At 7 a.m. we packed our things and went to the Taxibrousse station where we were on our way in a shared cab – an old Mercedes van 508 – towards our destination Anosibe An’Ala. The distance from Moramanga to Anosibe An’Ala is about 70 km, but the journey by car takes about 6 hours as planned. So you can imagine how the road conditions are… Due to the muddy and slippery road we were always faced with challenges. So we had to get out of the car and push the van. We covered about 30 km before the van broke down! The driver and his assistant tried their best to fix it, but their efforts were in vain. In the end they looked for another solution and called the Taxibrousse station to provide us with another means of transport. After a long wait, the four of us decided to climb a mountain, where we had reception to call and let the team in Tana know. When it darkened we went back to the place where the broken van with all the passengers was. Together we waited for the “new” van. It reached us at 9 pm, but to our surprise, this truck was already full of people and we wondered how we could all fit into it… One by one we climbed onto the loading area (picture below). There was hardly any space for the feet. The night was long as we were all awake during the drive and held on tight. We felt like feathers crammed together in a pillow.
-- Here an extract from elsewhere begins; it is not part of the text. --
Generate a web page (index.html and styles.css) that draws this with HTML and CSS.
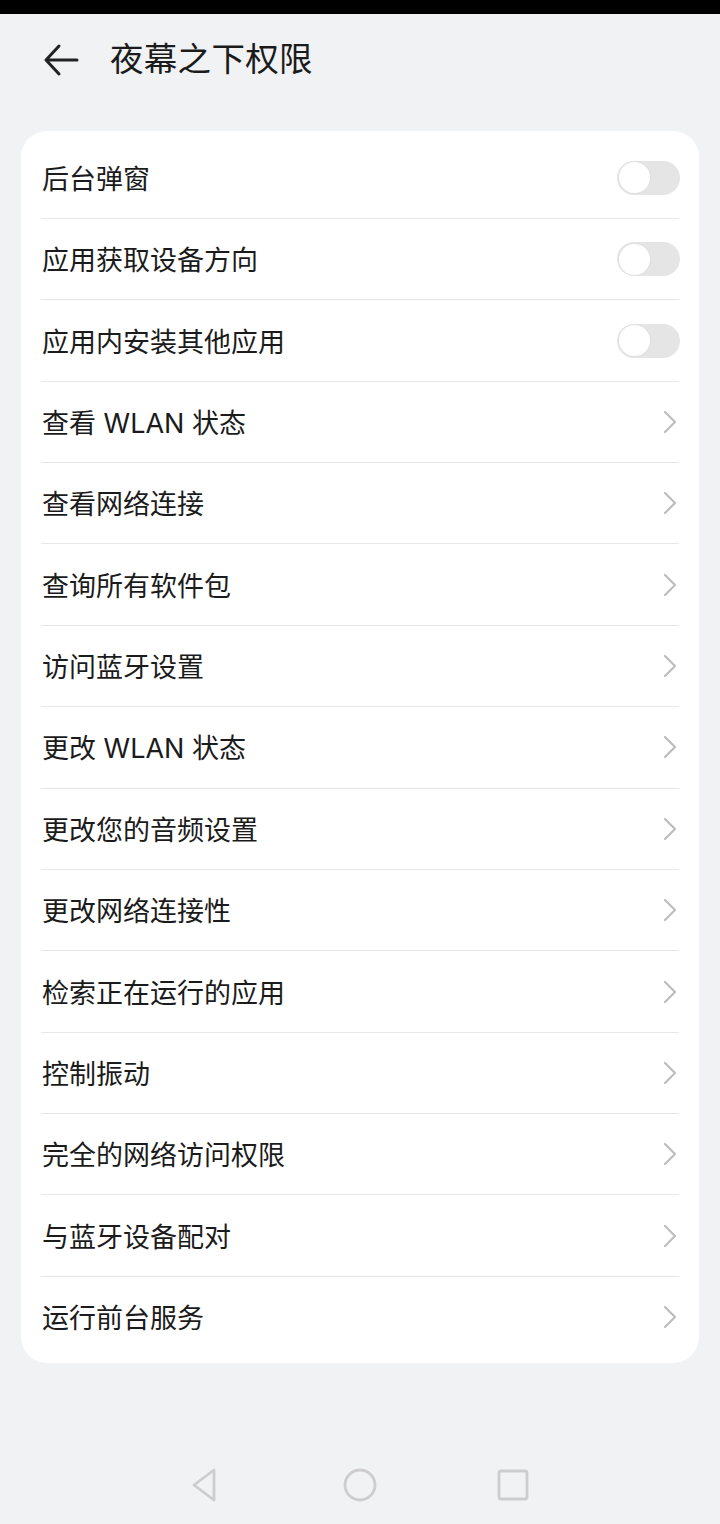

Seven hours later at 4 am we finally arrived in Anosibe An’Ala. Ready but unharmed we went to the hotel, covered with mud and dust (picture below), where we could relax for a few hours. Soon after we had to cover another 41 km by motorcycle to reach the village where we had planned to train. So we were on the road for another two hours. In the evening everything went its usual course and we could recover from the strains of the previous night.

The real challenge surprized us at the next day. We left early in the morning to get to the meeting point, from where the responsible doctor accompanied us to his workplace. This was where we were to conduct the training. His CSB (basic health center) was about 50km away, in a place where even motorcycles cannot pass through. No choice, we took the way to the small village “Ambodimanga” under our feet. To avoid a lot of load, we had only taken the most important things with us: a bottle of water and a small pack of cookies. We saw beautiful landscapes, met warm hearted people and crossed many rivers.

But the way was long and we slowly got hot. I was very tired and in addition the water and cookies were slowly running out. We walked for 5 hours without interruption and our hunger continued. Actually, everything was already calculated by the doctor and no time should be lost so that the night would not catch us on the way! At noon we were supposed to be at a small restaurant on a mountain for lunch. The only place where there is food on this route. To reach the restaurant we first had to walk up a steep slope. To be honest, I thought I would never make it, my feet could hardly carry me; I asked for a short break, but even this was hardly enough to recharge my batteries.

When we finally reached the top, there was a man who sold cheap bananas, there were about 10 left. I bought them all. It was like the most wonderful and delicious food I had ever eaten. Now there were only a few meters left in front of the restaurant. When we entered and sat down we asked for the menu… The waiter told us that they had rice. I reasked and wanted to know what else was on the menu. Whereupon he said that rice is everything and thath there is nothing else to eat. But maybe he could find some fish. We said that that would be great and waited. When the meal was served, to our surprise, besides rice, there was also some dried fish cooked in boiling water with little salt and tomatoes. It did not taste good, but we ate it anyway and were grateful.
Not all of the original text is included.